# [Data shown]
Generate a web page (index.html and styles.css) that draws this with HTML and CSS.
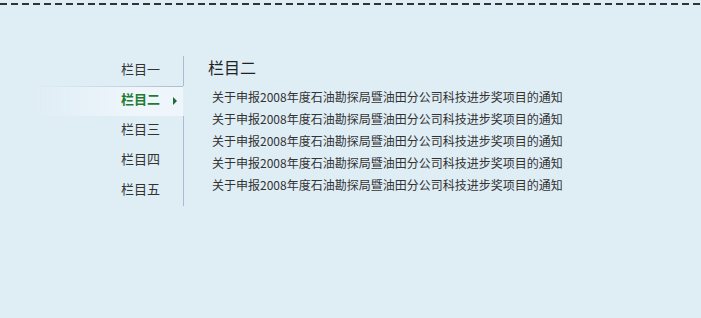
FILE: index.html
```html
<!DOCTYPE html>
<html lang="zh-CN">
<head>
    <meta charset="UTF-8">
    <meta name="viewport" content="width=device-width, initial-scale=1.0">
    <title>栏目二</title>
    <link rel="stylesheet" href="styles.css">
</head>
<body>
    <div class="topline"></div>
    <div class="main">
        <ul class="side">
            <li class="item"><a href="#">栏目一</a></li>
            <li class="item active"><a href="#">栏目二</a><span class="arrow"></span></li>
            <li class="item"><a href="#">栏目三</a></li>
            <li class="item"><a href="#">栏目四</a></li>
            <li class="item"><a href="#">栏目五</a></li>
        </ul>
        <div class="content">
            <h2 class="title">栏目二</h2>
            <ul class="news">
                <li>关于申报2008年度石油勘探局暨油田分公司科技进步奖项目的通知</li>
                <li>关于申报2008年度石油勘探局暨油田分公司科技进步奖项目的通知</li>
                <li>关于申报2008年度石油勘探局暨油田分公司科技进步奖项目的通知</li>
                <li>关于申报2008年度石油勘探局暨油田分公司科技进步奖项目的通知</li>
                <li>关于申报2008年度石油勘探局暨油田分公司科技进步奖项目的通知</li>
            </ul>
        </div>
    </div>
</body>
</html>
```

FILE: styles.css
```css
body {
    margin: 0;
    background-color: #dfedf5;
    font-family: "Noto Sans CJK SC", "Noto Sans", sans-serif;
    color: #333;
}
.topline {
    margin-top: 3px;
    height: 2px;
    background: repeating-linear-gradient(to right, #333 0 7px, transparent 7px 11px);
}
.main {
    display: flex;
    margin-top: 51px;
}
.side {
    list-style: none;
    margin: 0 0 0 32px;
    padding: 0;
    width: 152px;
}
.item {
    position: relative;
    height: 30px;
    line-height: 26px;
    text-align: right;
    padding-right: 23px;
    border-right: 1px solid #a9bdd0;
    box-sizing: border-box;
    font-size: 13px;
}
.item a {
    color: #333;
    text-decoration: none;
}
.item.active {
    border-right-color: transparent;
    background:
        linear-gradient(to right, rgba(169, 189, 208, 0), #a9bdd0) top / 100% 1px no-repeat,
        linear-gradient(to right, rgba(240, 248, 252, 0), #eef6fb 70%);
}
.item.active a {
    color: #1f7a32;
    font-weight: bold;
}
.arrow {
    position: absolute;
    right: 6px;
    top: 11px;
    width: 0;
    height: 0;
    border-top: 4px solid transparent;
    border-bottom: 4px solid transparent;
    border-left: 4px solid #1d6b35;
}
.content {
    margin-left: 24px;
}
.title {
    margin: 0;
    font-size: 16px;
    font-weight: normal;
    line-height: 22px;
    color: #222;
}
.news {
    list-style: none;
    margin: 8px 0 0;
    padding: 0 0 0 4px;
}
.news li {
    font-size: 12px;
    line-height: 22px;
    color: #333;
}
```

# [Goal]
Set down the material above as is, without any pictures.

# [Solution to this exercise]
Generate a web page (index.html and styles.css) that draws this with HTML and CSS.
FILE: index.html
```html
<!DOCTYPE html>
<html lang="zh-CN">
<head>
    <meta charset="UTF-8">
    <meta name="viewport" content="width=device-width, initial-scale=1.0">
    <title>栏目二</title>
    <link rel="stylesheet" href="styles.css">
</head>
<body>
    <div class="topline"></div>
    <div class="main">
        <ul class="side">
            <li class="item"><a href="#">栏目一</a></li>
            <li class="item active"><a href="#">栏目二</a><span class="arrow"></span></li>
            <li class="item"><a href="#">栏目三</a></li>
            <li class="item"><a href="#">栏目四</a></li>
            <li class="item"><a href="#">栏目五</a></li>
        </ul>
        <div class="content">
            <h2 class="title">栏目二</h2>
            <ul class="news">
                <li>关于申报2008年度石油勘探局暨油田分公司科技进步奖项目的通知</li>
                <li>关于申报2008年度石油勘探局暨油田分公司科技进步奖项目的通知</li>
                <li>关于申报2008年度石油勘探局暨油田分公司科技进步奖项目的通知</li>
                <li>关于申报2008年度石油勘探局暨油田分公司科技进步奖项目的通知</li>
                <li>关于申报2008年度石油勘探局暨油田分公司科技进步奖项目的通知</li>
            </ul>
        </div>
    </div>
</body>
</html>
```

FILE: styles.css
```css
body {
    margin: 0;
    background-color: #dfedf5;
    font-family: "Noto Sans CJK SC", "Noto Sans", sans-serif;
    color: #333;
}
.topline {
    margin-top: 3px;
    height: 2px;
    background: repeating-linear-gradient(to right, #333 0 7px, transparent 7px 11px);
}
.main {
    display: flex;
    margin-top: 51px;
}
.side {
    list-style: none;
    margin: 0 0 0 32px;
    padding: 0;
    width: 152px;
}
.item {
    position: relative;
    height: 30px;
    line-height: 26px;
    text-align: right;
    padding-right: 23px;
    border-right: 1px solid #a9bdd0;
    box-sizing: border-box;
    font-size: 13px;
}
.item a {
    color: #333;
    text-decoration: none;
}
.item.active {
    border-right-color: transparent;
    background:
        linear-gradient(to right, rgba(169, 189, 208, 0), #a9bdd0) top / 100% 1px no-repeat,
        linear-gradient(to right, rgba(240, 248, 252, 0), #eef6fb 70%);
}
.item.active a {
    color: #1f7a32;
    font-weight: bold;
}
.arrow {
    position: absolute;
    right: 6px;
    top: 11px;
    width: 0;
    height: 0;
    border-top: 4px solid transparent;
    border-bottom: 4px solid transparent;
    border-left: 4px solid #1d6b35;
}
.content {
    margin-left: 24px;
}
.title {
    margin: 0;
    font-size: 16px;
    font-weight: normal;
    line-height: 22px;
    color: #222;
}
.news {
    list-style: none;
    margin: 8px 0 0;
    padding: 0 0 0 4px;
}
.news li {
    font-size: 12px;
    line-height: 22px;
    color: #333;
}
```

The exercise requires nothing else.